A user is looking at his screen, interacting with a camera set in a world at position $(0, 0, 0)$, looking at $(0, 0, -1)$ and with an "up" direction of $(0, 1, 0)$.
The user's viewport width is $w$ and his viewport height is $h$.
The camera's focal length is $f$, the focal width is $w_f$ and focal height is $h_f$.
Vectors can be represented in the four coordinate systems:
- the viewport coordinate system (in pixels) ($x_p$),
- the film coordinate system ($x_f$),
- the camera coordinate system ($x_c$),
- the world coordinate system ($x_w$).
And converted via the following transformation equations:
- $x_f = T_{f \leftarrow p} x_p$
- $x_c = T_{c\leftarrow f} x_f = T_{c\leftarrow f} T_{f\leftarrow p} x_p $
- $x_w = T_{w\leftarrow c}x_c = T_{w\leftarrow c}T_{c\leftarrow f} T_{f\leftarrow p} x_p$
As a user drags his mouse on the screen from the initial position $p_i$ to the final position $p_f$, I want to find the transformation $T_{w\leftarrow c}$ such that
- $p_{i_{world}} = p_{f_{world}}$
- The up direction is maintained
In other words, the point in the world under the mouse "follows" the mouse as it is being dragged and the camera does not experience roll about the "look at" vector.

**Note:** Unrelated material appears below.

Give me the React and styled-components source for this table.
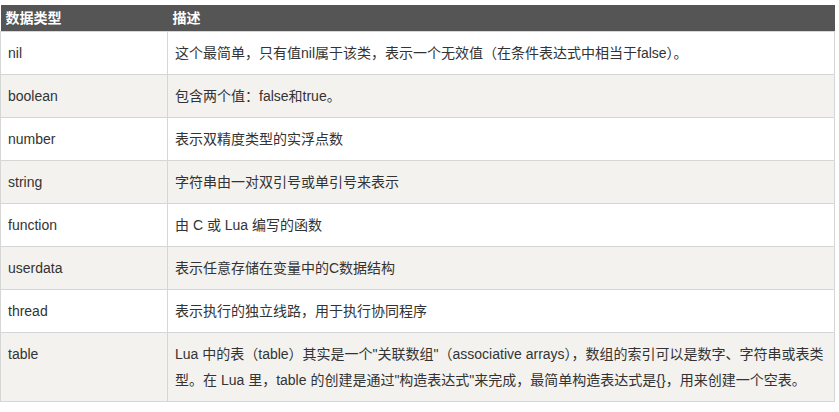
import React from 'react'
import styled, { createGlobalStyle } from 'styled-components'

const GlobalStyle = createGlobalStyle`
  body {
    margin: 0;
    background: #fff;
  }
`

const rows = [
  ['nil', ['这个最简单，只有值nil属于该类，表示一个无效值（在条件表达式中相当于false）。']],
  ['boolean', ['包含两个值：false和true。']],
  ['number', ['表示双精度类型的实浮点数']],
  ['string', ['字符串由一对双引号或单引号来表示']],
  ['function', ['由 C 或 Lua 编写的函数']],
  ['userdata', ['表示任意存储在变量中的C数据结构']],
  ['thread', ['表示执行的独立线路，用于执行协同程序']],
  ['table', ['Lua 中的表（table）其实是一个"关联数组"（associative arrays），数组的索引可以是数字、字符串或表类型。在 Lua 里，table 的创建是通过"构造表达式"来完成，最简单构造表达式是{}，用来创建一个空表。']],
]

const Page = styled.div`
  padding-top: 5px;
  font-family: "Liberation Sans", "Noto Sans CJK SC", sans-serif;
  font-size: 14px;
  color: #333;
`

const Table = styled.table`
  width: 835px;
  border-collapse: collapse;
  table-layout: fixed;
`

const HeadCell = styled.th`
  background: #555;
  color: #fff;
  font-weight: bold;
  text-align: left;
  height: 26px;
  padding: 0 5px;
  line-height: 26px;
  font-size: 14px;
  width: ${(p) => p.$w || 'auto'};
`

const Row = styled.tr`
  background: ${(p) => (p.$alt ? '#f3f2ef' : '#fff')};
`

const Cell = styled.td`
  border: 1px solid #d6d6d6;
  padding: 8px 7px;
  line-height: 26px;
  vertical-align: top;
`

export default function App() {
  return (
    <Page>
      <GlobalStyle />
      <Table>
        <thead>
          <tr>
            <HeadCell $w="157px">数据类型</HeadCell>
            <HeadCell>描述</HeadCell>
          </tr>
        </thead>
        <tbody>
          {rows.map(([type, desc], i) => (
            <Row key={type} $alt={i % 2 === 1}>
              <Cell>{type}</Cell>
              <Cell>{desc}</Cell>
            </Row>
          ))}
        </tbody>
      </Table>
    </Page>
  )
}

Similar to how your pointer follows your finger while panning on google maps, but in 3D with a fixed camera looking at a 3D picture.
Here's what I got so far:
In this situation, $T_{c\leftarrow f}$ and $T_{f\leftarrow p}$ are constant since the camera's film size, the camera's focal length and the viewport size are constant.
This means that provided I know the initial mouse position $p_{i_{pixels}}$ and final mouse positions $p_{f_{pixels}}$. Then (1) can be rexpressed as
$$ p_{i_{world}} = T_{f_{w \leftarrow c}} p_{f_{camera}} $$
Since I can calculate both $p_{i_{world}}$ and $p_{f_{camera}}$, then I can find an axis-angle representation of $T_{f_{w \leftarrow c}}$.

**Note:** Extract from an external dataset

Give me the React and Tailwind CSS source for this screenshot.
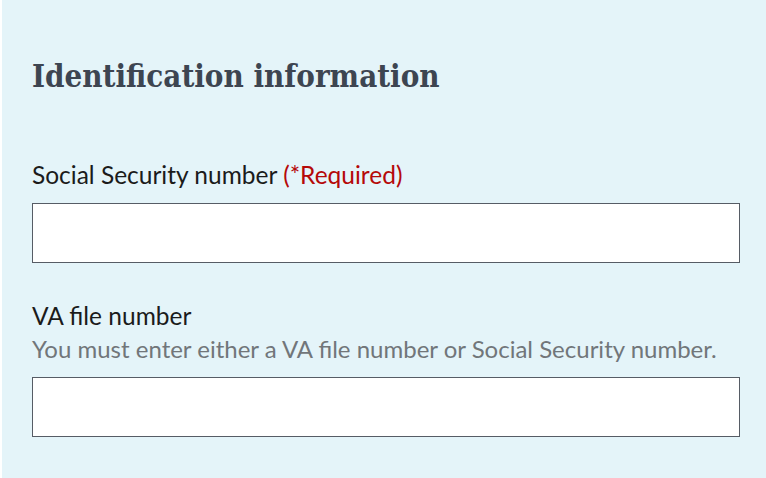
import React from 'react';

function Field({ label, required, hint, className = '' }) {
	return (
		<div className={`flex flex-col ${className}`}>
			<label className="text-[24.5px] leading-[32px] text-[#1b1b1b]">
				{label}
				{required && <span className="text-[#b50909]"> (*Required)</span>}
			</label>
			{hint && <span className="text-[24px] leading-[32px] text-[#71767a] mt-px">{hint}</span>}
			<input type="text" className="mt-[12px] h-[60px] w-full bg-white border border-[#565c65] outline-none" />
		</div>
	);
}

export default function App() {
	return (
		<div className="w-[766px] h-[478px] bg-white pl-[2px]">
			<div className="h-full bg-[#e4f4f9] pl-[30px] pr-[26px] pt-[58px]" style={{ fontFamily: 'Lato, "Liberation Sans", sans-serif' }}>
				<h2 className="text-[31px] leading-[36px] font-bold text-[#3d4551]" style={{ fontFamily: '"DejaVu Serif Condensed", "DejaVu Serif", serif' }}>
					Identification information
				</h2>
				<Field label="Social Security number" required className="mt-[65px]" />
				<Field label="VA file number" hint="You must enter either a VA file number or Social Security number." className="mt-[37px]" />
			</div>
		</div>
	);
}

$$ \theta = \cos^{-1} \left( \frac{ a \cdot b }{ |a| |b| } \right) $$ $$ \hat{n} = \frac {a \times b} {| a \times b |} $$
Where $a = p_{i_{world}}$ and $b = p_{f_{camera}}$.
I can turn that into a quaternion if I want, but if I apply that to my camera, I lose condition (2) and the user experiences some dizzying roll of his camera.
What kind of transformation should I do to get a $T_{w \leftarrow c}$ that maintains the up condition and $p_{i_{world}} = p_{f_{world}}$?
For those of you who can make do with an approximate solution. I found one using small-angle approximations and Euler angles.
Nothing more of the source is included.